Extensions and variants

Over the years, several extensions have broadened the method’s applicability:

  • Multi-element and local expansions to handle non-smooth responses or localized phenomena.
  • Anisotropic or adaptive sparse grids to focus computational effort on the most influential inputs.
  • Combination with surrogate modeling techniques and machine-learning-inspired regression to improve efficiency in complex settings.
  • Hybrid strategies that mix stochastic collocation with Monte Carlo ideas to balance accuracy and robustness.
  • Applications to PDE with random coefficients, including Stochastic partial differential equation models.

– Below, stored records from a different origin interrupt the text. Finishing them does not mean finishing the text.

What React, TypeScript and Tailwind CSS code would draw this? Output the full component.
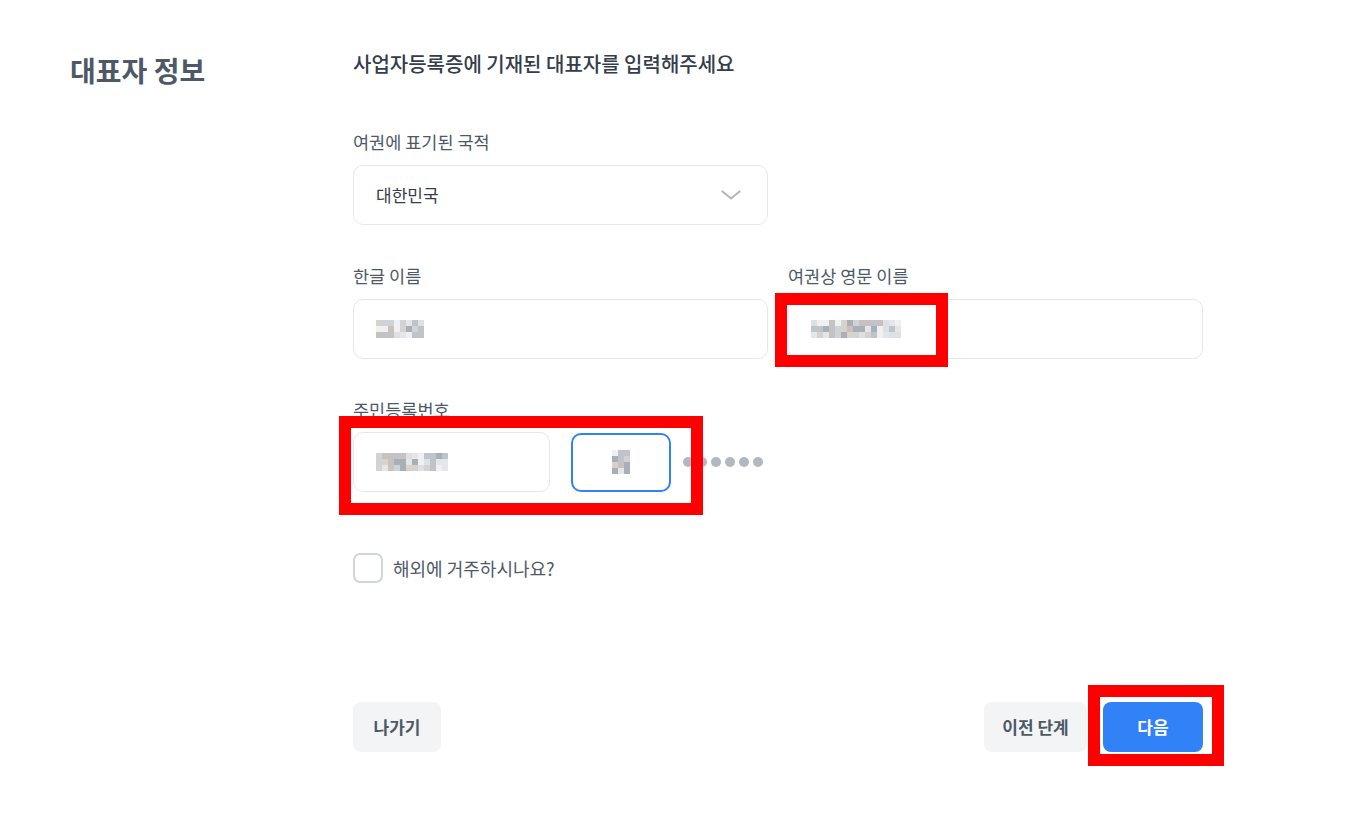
const font = { fontFamily: '"Noto Sans CJK KR", "Noto Sans", sans-serif' };

// blurred (pixelated) field values
const Blur = ({ cols, shades }: { cols: number; shades: string[] }) => (
  <div className="grid gap-0" style={{ gridTemplateColumns: `repeat(${cols}, 6px)` }}>
    {shades.map((c, i) => (
      <span key={i} className="h-[6px] w-[6px]" style={{ background: c }} />
    ))}
  </div>
);

const g = ["#e4e6ea", "#cfd3d8", "#bfc4ca", "#d8d2cc", "#eef0f2", "#a9afb6", "#dde0e4", "#c7c2bd"];
const pick = (n: number, seed: number) =>
  Array.from({ length: n }, (_, i) => g[(i * 5 + seed * 3 + ((i * i) % 7)) % g.length]);

const Label = ({ children }: { children: string }) => (
  <p className="text-[17.5px] leading-[22px] text-[#4e5968]">{children}</p>
);

const Field = ({ className = "", children }: { className?: string; children?: React.ReactNode }) => (
  <div className={`flex h-[60px] items-center rounded-[10px] border border-[#e5e8eb] bg-white px-[22px] ${className}`}>
    {children}
  </div>
);

export default function App() {
  return (
    <div className="relative min-h-[821px] w-[1360px] bg-white" style={font}>
      <div className="flex pl-[70px] pt-[50px]">
        {/* Left */}
        <div className="w-[283px]">
          <h2 className="text-[28px] font-bold leading-[40px] text-[#4e5968]">대표자 정보</h2>
        </div>

        {/* Right */}
        <div className="w-[850px]">
          <p className="text-[20px] font-medium leading-[27px] text-[#333d4b]">
            사업자등록증에 기재된 대표자를 입력해주세요
          </p>

          <div className="mt-[54px]">
            <Label>여권에 표기된 국적</Label>
            <Field className="mt-[12px] w-[415px] justify-between pr-[26px]">
              <span className="text-[17px] text-[#333d4b]">대한민국</span>
              <svg width="20" height="10" viewBox="0 0 20 10" fill="none">
                <path d="M1.5 1.5 10 8.5 18.5 1.5" stroke="#b0b8c1" strokeWidth="2.2" strokeLinecap="round" strokeLinejoin="round" />
              </svg>
            </Field>
          </div>

          <div className="mt-[40px] grid grid-cols-2 gap-x-[20px]">
            <div>
              <Label>한글 이름</Label>
              <Field className="mt-[12px]">
                <Blur cols={8} shades={pick(24, 1)} />
              </Field>
            </div>
            <div>
              <Label>여권상 영문 이름</Label>
              <Field className="mt-[12px]">
                <Blur cols={15} shades={pick(45, 2)} />
              </Field>
            </div>
          </div>

          <div className="mt-[40px]">
            <Label>주민등록번호</Label>
            <div className="mt-[11px] flex items-center">
              <Field className="w-[197px]">
                <Blur cols={12} shades={pick(36, 3)} />
              </Field>
              <div className="ml-[21px] flex h-[59px] w-[100px] items-center justify-center rounded-[10px] border-2 border-[#3182f6] bg-white">
                <Blur cols={3} shades={pick(12, 4)} />
              </div>
              <div className="ml-[12px] flex gap-[4px]">
                {[0, 1, 2, 3, 4, 5].map((i) => (
                  <span key={i} className="h-[10px] w-[10px] rounded-full bg-[#b0b8c1]" />
                ))}
              </div>
            </div>
          </div>

          <label className="mt-[61px] flex items-center gap-[10px]">
            <span className="h-[30px] w-[30px] rounded-[7px] border-2 border-[#d1d6db]" />
            <span className="text-[18px] text-[#4e5968]">해외에 거주하시나요?</span>
          </label>

          <div className="mt-[119px] flex items-center justify-between">
            <button className="h-[50px] w-[88px] rounded-[8px] bg-[#f2f4f6] text-[17px] font-bold text-[#4e5968]">
              나가기
            </button>
            <div className="flex gap-[16px]">
              <button className="h-[50px] w-[103px] rounded-[8px] bg-[#f2f4f6] text-[17px] font-bold text-[#4e5968]">
                이전 단계
              </button>
              <button className="h-[50px] w-[100px] rounded-[8px] bg-[#3182f6] text-[17px] font-bold text-white">
                다음
              </button>
            </div>
          </div>
        </div>
      </div>

      {/* red annotation boxes */}
      <div className="pointer-events-none absolute left-[775px] top-[293px] h-[74px] w-[173px] border-[12px] border-[#ff0000]" />
      <div className="pointer-events-none absolute left-[339px] top-[416px] h-[99px] w-[364px] border-[12px] border-[#ff0000]" />
      <div className="pointer-events-none absolute left-[1088px] top-[685px] h-[81px] w-[136px] border-[12px] border-[#ff0000]" />
    </div>
  );
}
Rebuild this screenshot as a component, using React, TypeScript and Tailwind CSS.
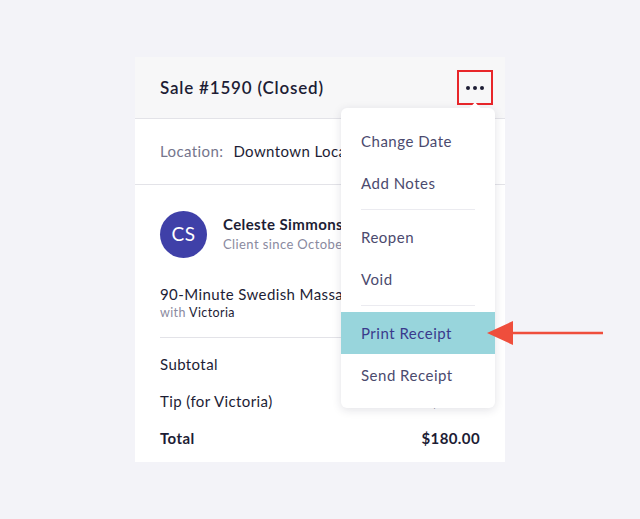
import { FC } from 'react';

const font = { fontFamily: 'Lato, "Noto Sans", sans-serif' };

const MenuItem: FC<{ label: string; active?: boolean }> = ({ label, active }) => (
  <div
    className={`h-[42px] flex items-center px-5 text-[15px] tracking-[0.5px] ${
      active ? 'bg-[#98d5dc] text-[#3a3a8c]' : 'text-[#4b4a6e]'
    }`}
  >
    {label}
  </div>
);

const Divider: FC = () => <div className="mx-5 mt-[5px] mb-[6px] h-px bg-[#ebebf0]" />;

export default function App() {
  return (
    <div className="w-[640px] h-[519px] bg-[#f3f3f8] pt-[57px] pl-[135px] overflow-hidden tracking-[0.4px]" style={font}>
      <div className="relative w-[370px] h-[405px] bg-white">
        {/* header */}
        <div className="h-[62px] bg-[#f7f7f8] border-b border-[#e3e3e8] flex items-center justify-between pl-[25px] pr-[12px]">
          <h1 className="text-[17px] font-semibold text-[#1d1d35] tracking-[0.8px]">Sale #1590 (Closed)</h1>
          <button className="w-[36px] h-[35px] border-2 border-[#e8262a] flex items-center justify-center gap-[3px]">
            <span className="w-[4px] h-[4px] rounded-full bg-[#1d1d35]" />
            <span className="w-[4px] h-[4px] rounded-full bg-[#1d1d35]" />
            <span className="w-[4px] h-[4px] rounded-full bg-[#1d1d35]" />
          </button>
        </div>

        {/* location */}
        <div className="h-[66px] border-b border-[#e3e3e8] flex items-center pl-[25px] text-[15px]">
          <span className="text-[#75758c]">Location:</span>
          <span className="ml-[10px] text-[#1d1d35]">Downtown Location</span>
        </div>

        {/* body */}
        <div className="px-[25px] pt-[26px]">
          <div className="flex items-center gap-[16px]">
            <div className="w-[47px] h-[47px] rounded-full bg-[#3f40a8] text-white flex items-center justify-center text-[19px]">
              CS
            </div>
            <div className="flex flex-col -mt-[2px]">
              <span className="text-[15px] font-bold text-[#1d1d35] leading-[20px]">Celeste Simmons</span>
              <span className="text-[13px] text-[#8a8aa0] leading-[20px]">Client since October 2019</span>
            </div>
          </div>

          <div className="mt-[26px]">
            <div className="text-[15px] text-[#1d1d35] leading-[20px]">90-Minute Swedish Massage</div>
            <div className="text-[12.5px] leading-[18px] text-[#1d1d35]">
              <span className="text-[#8a8aa0]">with</span> Victoria
            </div>
          </div>

          <div className="mt-[15px] h-px bg-[#e3e3e8]" />

          <div className="mt-[8px] text-[15px] text-[#1d1d35]">
            <div className="h-[37px] flex items-center justify-between">
              <span>Subtotal</span>
              <span>$160.00</span>
            </div>
            <div className="h-[37px] flex items-center justify-between">
              <span>Tip (for Victoria)</span>
              <span>$20.00</span>
            </div>
            <div className="h-[37px] flex items-center justify-between font-bold">
              <span>Total</span>
              <span>$180.00</span>
            </div>
          </div>
        </div>

        {/* dropdown menu */}
        <div className="absolute left-[206px] top-[51px] w-[154px] bg-white rounded-[6px] shadow-[0_2px_10px_rgba(30,30,60,0.13)] py-[12px]">
          <div className="absolute -top-[4px] right-[16px] w-[8px] h-[8px] bg-white rotate-45" />
          <MenuItem label="Change Date" />
          <MenuItem label="Add Notes" />
          <Divider />
          <MenuItem label="Reopen" />
          <MenuItem label="Void" />
          <Divider />
          <MenuItem label="Print Receipt" active />
          <MenuItem label="Send Receipt" />
        </div>

        {/* red pointer arrow */}
        <svg className="absolute left-[352px] top-[263px]" width="118" height="26" viewBox="0 0 118 26">
          <line x1="20" y1="13" x2="116" y2="13" stroke="#ef4e3c" strokeWidth="2.5" />
          <polygon points="0,13 26,1 26,25" fill="#ef4e3c" />
        </svg>
      </div>
    </div>
  );
}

In all these variants, the guiding principle remains: obtain reliable quantitative insight into uncertainty while minimizing the burden on computational resources and solver modification. See PDE and Stochastic partial differential equation for domain-specific considerations, and Monte Carlo method for a contrasting uncertainty-quantification paradigm.

Applications and practice

Stochastic collocation has found broad use in engineering disciplines where fast and reliable uncertainty quantification is needed for design, safety margins, and regime analysis. Notable areas include aerospace and mechanical engineering for aeroelastic and structural reliability studies, automotive engineering for crash and durability assessments, energy systems for risk-informed planning, and civil engineering for groundwater and seismic response analyses. The method is also employed in physics-informed modeling where deterministic surrogates enable rapid exploration of parameter spaces.

In practice, practitioners pair stochastic collocation with robust validation against data and, where appropriate, multiple methods to cross-check results. The philosophy is to harness the method’s strengths—efficiency for smooth, well-behaved models and non-intrusive integration with existing toolchains—while staying alert to problems where its assumptions may fail.